Known throughout Brisbane for their 'wholesome singing lovefest', Pub Choir is coming to the Stones Corner Festival next month.
Created from the love of choir and a background in music education, co-creators Astrid Jorgensen and Meg Bartholomew teamed up together to make choir “less lame” according to Astrid. “I noticed that it attracted a certain demographic. It was always an older crowd that would come to rehearsal.
“[Meg and I] were like 'singing is fun! Even if you're young! Why is [choir] stuck in this age bracket?' So Pub Choir was the solution to get new people singing together and pretty much beer made that happen. We just put beer in and then young people came,” she chuckles.
Welcome to all people of different shapes and ages, Pub Choir is a diverse event that allows everyone to sing to their hearts content.
After accumulating a crowd of 2,800 at their Christmas show in Brisbane's City Hall, the numbers are expected to be high for Pub Choir's set at Stones Corner Festival. “[Last Christmas] we sung 'How To Make Gravy' by Paul Kelly, and to make it really special we bought in a string quartet from the Queensland Chamber Orchestra.
“So 2,800 drunk people were just singing their lungs out, then – it was like the icing on top – there was this really beautiful, classy classical quartet that accompanied them, and it just made me feel like music belongs to everyone, it is something that we can share.
“I had bands of my own in the past that failed. I would have never dreamed that choir would be the thing that gets me onto a line-up for a festival like Stones Corner Festival,” Astrid laughs.
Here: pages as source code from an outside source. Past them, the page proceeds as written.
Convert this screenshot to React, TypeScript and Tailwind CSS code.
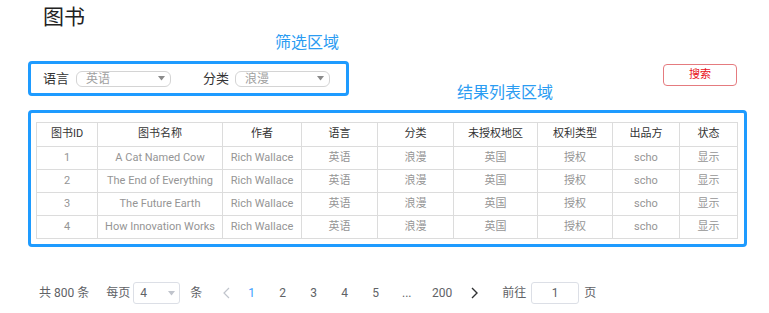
import React from 'react';

const font = { fontFamily: 'Roboto, "Noto Sans CJK SC", sans-serif' };

const cols = [
  { title: '图书ID', w: 'w-[61px]' },
  { title: '图书名称', w: 'w-[125px]' },
  { title: '作者', w: 'w-[79px]' },
  { title: '语言', w: 'w-[76px]' },
  { title: '分类', w: 'w-[76px]' },
  { title: '未授权地区', w: 'w-[84px]' },
  { title: '权利类型', w: 'w-[75px]' },
  { title: '出品方', w: 'w-[67px]' },
  { title: '状态', w: 'w-[58px]' },
];

const books = [
  ['1', 'A Cat Named Cow'],
  ['2', 'The End of Everything'],
  ['3', 'The Future Earth'],
  ['4', 'How Innovation Works'],
];

const Caret: React.FC<{ color: string }> = ({ color }) => (
  <svg width="7" height="5" viewBox="0 0 7 5">
    <path d="M0 0 L7 0 L3.5 4.5 Z" fill={color} />
  </svg>
);

const FilterSelect: React.FC<{ value: string }> = ({ value }) => (
  <div className="flex items-center justify-between w-[95px] h-[16px] border border-[#d4d4d4] rounded-[6px] pl-[9px] pr-[5px]">
    <span className="text-[12px] leading-none text-[#a0a0a0]">{value}</span>
    <Caret color="#8a8a8a" />
  </div>
);

const App: React.FC = () => {
  return (
    <div className="w-[769px] h-[313px] bg-white text-[#333]" style={font}>
      <h1 className="pl-[43px] pt-[3px] text-[21px] leading-[28px] text-[#222]">图书</h1>
      <div className="pl-[275px] mt-[2px] text-[16px] leading-[20px] text-[#2b9cf2]">筛选区域</div>

      <div className="flex items-start mt-[8px]">
        <div className="ml-[28px] w-[321px] h-[35px] border-[3px] border-[#1e9bff] rounded-[4px] flex items-center pl-[12px]">
          <span className="text-[13px] mr-[7px]">语言</span>
          <FilterSelect value="英语" />
          <span className="text-[13px] ml-[32px] mr-[6px]">分类</span>
          <FilterSelect value="浪漫" />
        </div>
        <div className="flex-1 flex flex-col pt-[3px]">
          <button className="self-end mr-[32px] w-[74px] h-[22px] border border-[#e57b7f] rounded-[4px] text-[11px] text-[#e8101a]">
            搜索
          </button>
          <div className="ml-[108px] mt-[-3px] text-[16px] leading-[20px] text-[#2b9cf2]">结果列表区域</div>
        </div>
      </div>

      <div className="ml-[28px] mt-[7px] w-[719px] h-[137px] border-[3px] border-[#1e9bff] rounded-[4px] pl-[5px] pt-[9px]">
        <table className="border-collapse border border-[#d9d9d9] text-[11px] table-fixed w-[701px]">
          <thead>
            <tr className="h-[24px]">
              {cols.map((c) => (
                <th key={c.title} className={`${c.w} border border-[#dcdcdc] font-normal text-[#333] text-center p-0`}>
                  {c.title}
                </th>
              ))}
            </tr>
          </thead>
          <tbody>
            {books.map(([id, name]) => (
              <tr key={id} className="h-[23px] text-[#959595]">
                {[id, name, 'Rich Wallace', '英语', '浪漫', '英国', '授权', 'scho', '显示'].map((v, i) => (
                  <td key={i} className="border border-[#dcdcdc] text-center p-0 whitespace-nowrap">
                    {v}
                  </td>
                ))}
              </tr>
            ))}
          </tbody>
        </table>
      </div>

      <div className="flex items-center mt-[35px] pl-[39px] h-[22px] text-[12px] text-[#606266]">
        <span>共 800 条</span>
        <span className="ml-[17px]">每页</span>
        <div className="ml-[3px] w-[47px] h-[22px] border border-[#dcdfe6] rounded-[3px] flex items-center justify-between pl-[6px] pr-[4px]">
          <span className="text-[#606266]">4</span>
          <Caret color="#c0c4cc" />
        </div>
        <span className="ml-[10px]">条</span>
        <div className="ml-[14px] w-[20px] flex justify-center">
          <svg width="8" height="12" viewBox="0 0 8 12">
            <polyline points="7,1 2,6 7,11" fill="none" stroke="#c0c4cc" strokeWidth="1.2" />
          </svg>
        </div>
        {['1', '2', '3', '4', '5', '...'].map((p) => (
          <span key={p} className={`w-[31px] text-center ${p === '1' ? 'text-[#409eff]' : ''}`}>
            {p}
          </span>
        ))}
        <span className="w-[40px] text-center">200</span>
        <div className="w-[26px] flex justify-center">
          <svg width="8" height="12" viewBox="0 0 8 12">
            <polyline points="1,1 6,6 1,11" fill="none" stroke="#303133" strokeWidth="1.4" />
          </svg>
        </div>
        <span className="ml-[14px]">前往</span>
        <div className="ml-[5px] w-[48px] h-[22px] border border-[#dcdfe6] rounded-[3px] flex items-center justify-center">
          1
        </div>
        <span className="ml-[5px]">页</span>
      </div>
    </div>
  );
};

export default App;
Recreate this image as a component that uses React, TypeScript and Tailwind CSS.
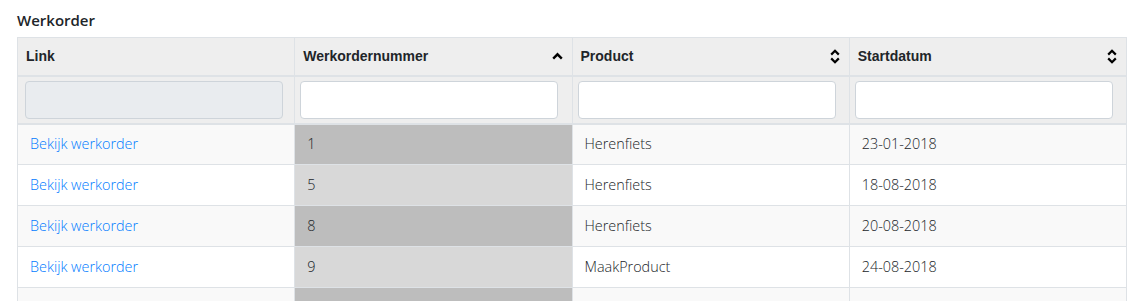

Hinting at performing a Powderfinger song at the festival, Pub Choir share the line-up with music greats Jebediah as well as former ‘Finger, Darren Middleton. “This is something that would have never happened in my old life, so I am just stoked all of the time.
“It's going to be this beautiful community [at Stones Corner Festival], where anyone can rock up and enjoy the music which is exactly what Pub Choir is about. I'm super keen to share [the experience] with strangers and enjoy the atmosphere.”
Children are also welcomed to attend Pub Choir's first all-ages show, which is known for its traditional 18-plus sets. “We're going to alter [the show]. It's our first ever all-ages gig, so we have to change some stuff because there is a little bit of bad language and whatnot [we need to take out].
“I think we're going to come up with a really special performance just for the show. Probably a few less harmonies. You're still going to learn some things but we won't make it as jam packed, taking into consideration that it is all-ages; I want it to be really achievable even for kids.”
Inviting everyone to have a go, Jorgensen hopes the Pub Choir experience is a fun and engaging experience for everyone. “You can sing, everyone can sing. You might not be good at it, but you can do it. You should sing because it feels good – not because you're worried about how perfect it sounds.
“I think that's the brilliance of Pub Choir: it allows you permission to sing as loud as you want and without judgement. If you have a couple of yells you want to get out, come and join us. It's super low pressure and it's going to be really wholesome and fun.”